What should be flume.conf parametres for save tweets to single FlumeData file per hour?

146 views Asked by At

We are saving tweets in a directory order like /user/flume/2016/06/28/13/FlumeData... .But each hour it creates more than 100 FlumeData file.I have changed TwitterAgent.sinks.HDFS.hdfs.rollSize = 52428800 (50 mb) same thing happened again.After that I tried with changing rollcount parametre too but didnt work.How can i set parametres to get one FlumeData file per hour.

3

There are 3 answers

0
mgurcan On BEST ANSWER

I resolved this problem with setting rollInterval=3600 rollcount=0 and batchSize=100 flume.conf parametres as @vkgade suggest

13
ViKiG On

What about rollInterval? Did you set it zero. If it is, then the issue might be something else. If the rollInterval is set to some value, it will kind of override the rollSize and rollCount values. The file rotation might happen before the file size reaches the rollSize value. Also, check the HDFS block size you set.
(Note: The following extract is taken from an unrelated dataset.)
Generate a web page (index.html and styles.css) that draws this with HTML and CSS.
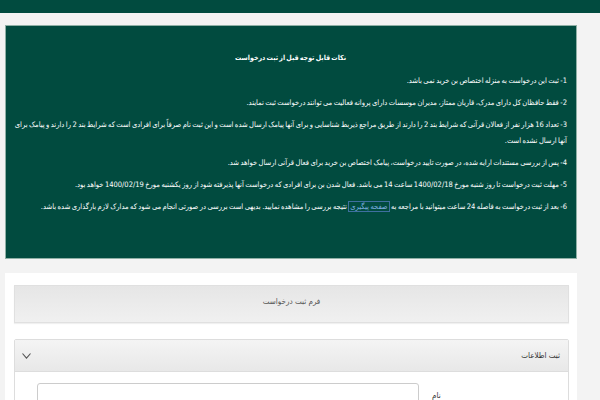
FILE: index.html
```html
<!DOCTYPE html>
<html lang="fa" dir="rtl">
<head>
<meta charset="utf-8">
<title>ثبت درخواست</title>
<link rel="stylesheet" href="styles.css">
</head>
<body>
<div class="topbar"></div>
<div class="main">
  <section class="notice">
    <h3 class="notice-title">نکات قابل توجه قبل از ثبت درخواست</h3>
    <p>1- ثبت این درخواست به منزله اختصاص بن خرید نمی باشد.</p>
    <p>2- فقط حافظان کل دارای مدرک، قاریان ممتاز، مدیران موسسات دارای پروانه فعالیت می توانند درخواست ثبت نمایند.</p>
    <p>3- تعداد 16 هزار نفر از فعالان قرآنی که شرایط بند 2 را دارند از طریق مراجع ذیربط شناسایی و برای آنها پیامک ارسال شده است و این ثبت نام صرفاً برای افرادی است که شرایط بند 2 را دارند و پیامک برای آنها ارسال نشده است.</p>
    <p>4- پس از بررسی مستندات ارایه شده، در صورت تایید درخواست، پیامک اختصاص بن خرید برای فعال قرآنی ارسال خواهد شد.</p>
    <p>5- مهلت ثبت درخواست تا روز شنبه مورخ 1400/02/18 ساعت 14 می باشد. فعال شدن بن برای افرادی که درخواست آنها پذیرفته شود از روز یکشنبه مورخ 1400/02/19 خواهد بود.</p>
    <p>6- بعد از ثبت درخواست به فاصله 24 ساعت میتوانید با مراجعه به <a class="track-link" href="#">صفحه پیگیری</a> نتیجه بررسی را مشاهده نمایید. بدیهی است بررسی در صورتی انجام می شود که مدارک لازم بارگذاری شده باشد.</p>
  </section>
  <section class="card">
    <div class="form-title">فرم ثبت درخواست</div>
    <div class="panel">
      <div class="panel-head">
        <span class="panel-name">ثبت اطلاعات</span>
        <svg class="chev" width="9" height="6" viewBox="0 0 9 6"><path d="M0.5 0.5 L4.5 5.2 L8.5 0.5" fill="none" stroke="#555" stroke-width="1.1"/></svg>
      </div>
      <div class="panel-body">
        <div class="field">
          <label class="field-label">نام</label>
          <input class="field-input" type="text">
        </div>
      </div>
    </div>
  </section>
</div>
</body>
</html>
```

FILE: styles.css
```css
html, body {
  margin: 0;
  padding: 0;
}
body {
  background: #f3f3f3;
  font-family: "DejaVu Sans Condensed", "Noto Sans Arabic", "DejaVu Sans", sans-serif;
  color: #333;
}
.topbar {
  height: 13px;
  background: #014b3f;
}
.main {
  padding: 12px 23px 0 5px;
}
.notice {
  background: #014b3f;
  border: 1px solid #8fb0a6;
  padding: 23px 9px 0 8px;
  box-sizing: border-box;
  height: 234px;
  color: #fff;
}
.notice-title {
  margin: 0 0 6px;
  font-size: 7px;
  font-weight: bold;
  text-align: center;
  line-height: 18px;
  word-spacing: -1px;
}
.notice p {
  margin: 0 0 6px;
  font-size: 7.5px;
  line-height: 16px;
  word-spacing: -0.7px;
}
.track-link {
  color: #7fb0e0;
  text-decoration: none;
  border: 1px solid #3f6f9f;
  padding: 0 1px;
}
.card {
  margin-top: 14px;
  background: #fff;
  padding: 12px 8px 20px 9px;
}
.form-title {
  height: 38px;
  box-sizing: border-box;
  padding-top: 9px;
  background: linear-gradient(#e6e6e6, #f0f0f0);
  border: 1px solid #e0e0e0;
  box-shadow: 0 1px 1px rgba(0,0,0,0.06);
  text-align: center;
  font-size: 8px;
  color: #555;
  line-height: 14px;
}
.panel {
  margin-top: 16px;
  border: 1px solid #ddd;
  border-radius: 2px;
}
.panel-head {
  height: 32px;
  box-sizing: border-box;
  display: flex;
  align-items: center;
  justify-content: space-between;
  padding: 0 8px 0 7px;
  background: linear-gradient(#f4f4f4, #e8e8e8);
  border-bottom: 1px solid #ddd;
  font-size: 8px;
  color: #333;
}
.chev {
  display: block;
}
.panel-body {
  padding: 11px 22px 20px 22px;
}
.field {
  display: flex;
  align-items: flex-start;
}
.field-label {
  flex: 1;
  padding: 6px 0 0 13px;
  text-align: left;
  font-size: 8px;
  line-height: 14px;
  color: #333;
}
.field-input {
  width: 382px;
  height: 34px;
  box-sizing: border-box;
  border: 1px solid #ccc;
  border-radius: 3px;
  background: #fff;
  margin: 0;
}
```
If it is set to, too small value even that might cause the file rolling.

Try this -

    TwitterAgent.sinks.HDFS.channel = MemChannel
    TwitterAgent.sinks.HDFS.type = hdfs
    TwitterAgent.sinks.HDFS.hdfs.path = hdfs://hpc01:8020/user/flume/tweets/%Y/%m/%d/%H
    TwitterAgent.sinks.HDFS.hdfs.fileType = DataStream
    TwitterAgent.sinks.HDFS.hdfs.writeFormat = Text

    TwitterAgent.sinks.HDFS.hdfs.batchSize = 100


    TwitterAgent.sinks.HDFS.hdfs.rollSize = 0

    TwitterAgent.sinks.HDFS.hdfs.rollCount = 0

    TwitterAgent.sinks.HDFS.hdfs.rollInterval = 3600
    TwitterAgent.channels.MemChannel.type = memory
    TwitterAgent.channels.MemChannel.capacity = 1000

    TwitterAgent.channels.MemChannel.transactionCapacity = 100
1
mgurcan On
TwitterAgent.sinks.HDFS.channel = MemChannel
TwitterAgent.sinks.HDFS.type = hdfs
TwitterAgent.sinks.HDFS.hdfs.path = hdfs://hpc01:8020/user/flume/tweets/%Y/%m/%d/%H
TwitterAgent.sinks.HDFS.hdfs.fileType = DataStream
TwitterAgent.sinks.HDFS.hdfs.writeFormat = Text

TwitterAgent.sinks.HDFS.hdfs.batchSize = 1


TwitterAgent.sinks.HDFS.hdfs.rollSize = 0

TwitterAgent.sinks.HDFS.hdfs.rollCount = 10

TwitterAgent.sinks.HDFS.hdfs.rollInterval = 0
TwitterAgent.channels.MemChannel.type = memory
TwitterAgent.channels.MemChannel.capacity = 10000

TwitterAgent.channels.MemChannel.transactionCapacity = 1000